A biography focuses on a German spy in America.
Although he is little known today, Lothar Witzke was the “sole spy convicted and sentenced to death in the US during World War I.” This book takes a close look at Witzke’s life, particularly his possible role in an act of sabotage known as Black Tom (named for Black Tom Island, where the incident occurred). Black Tom involved the explosion of munitions in New York Harbor on July 30, 1916, that was so severe it damaged the Statue of Liberty. The blast also killed three men and a child. But before the book digs into what happened on July 30, it takes a look at Witzke’s arrest in 1918 and his early years as a sailor. Witzke was only 22 years old when he was apprehended while crossing the border between Mexico and the United States. He was tried before a military tribunal for espionage and, though initially sentenced to death, he was later pardoned. He returned to Germany in 1923 and he hardly led a quiet life before his death in 1962. But what was the extent of his involvement with Black Tom? Witzke’s strange life hardly needs embellishment: Friedland and Hornick’s book does a fine job of sticking to the facts as much as possible.

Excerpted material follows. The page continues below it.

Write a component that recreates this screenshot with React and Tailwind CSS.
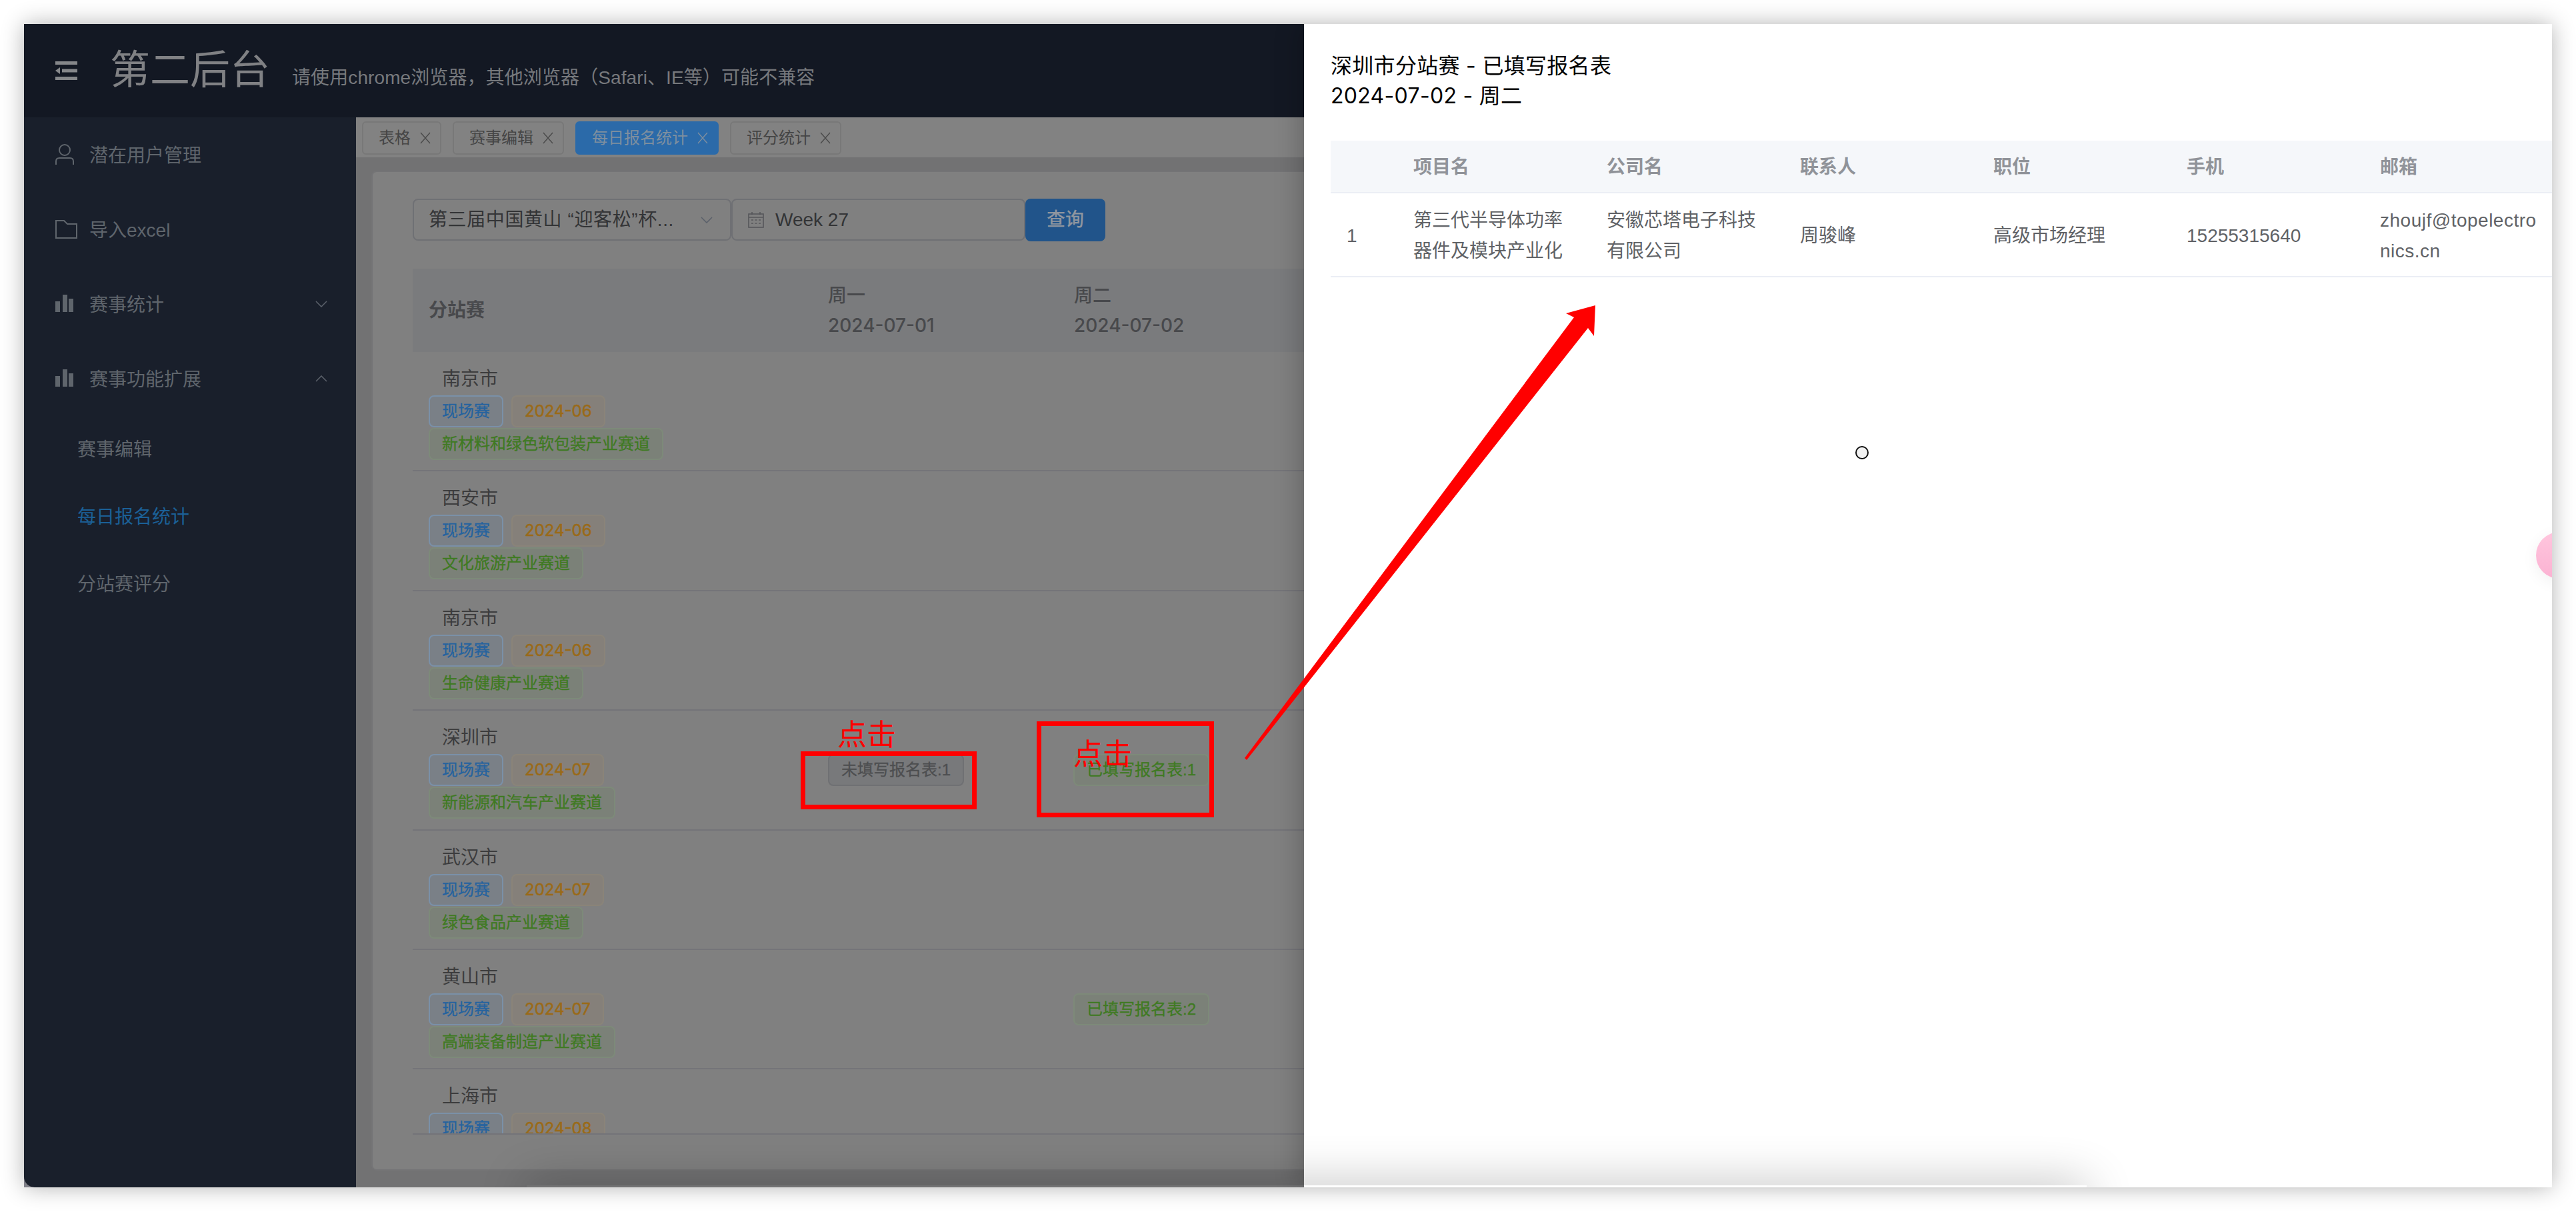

Of course, this is not always easy with a subject who often told “contradictory stories about his early life and his time in America.” Still, the biography provides many rich details. Readers learn about everything from Witzke’s imprisonment in Leavenworth, Kansas, to other incidents he may have been involved in. While the evidence is intriguing, certain statements can be dry, as with a note on Witzke’s potential role in a bombing in San Francisco: “It is necessary to present what is uncontested about the evidence and then to summarize the more plausible theories of cause that compete with it.” Nevertheless, readers have much to discover in this engaging portrait of an undeniably mysterious and intriguing man.
A well-researched, engrossing, and thorough investigation of a multifaceted historical figure.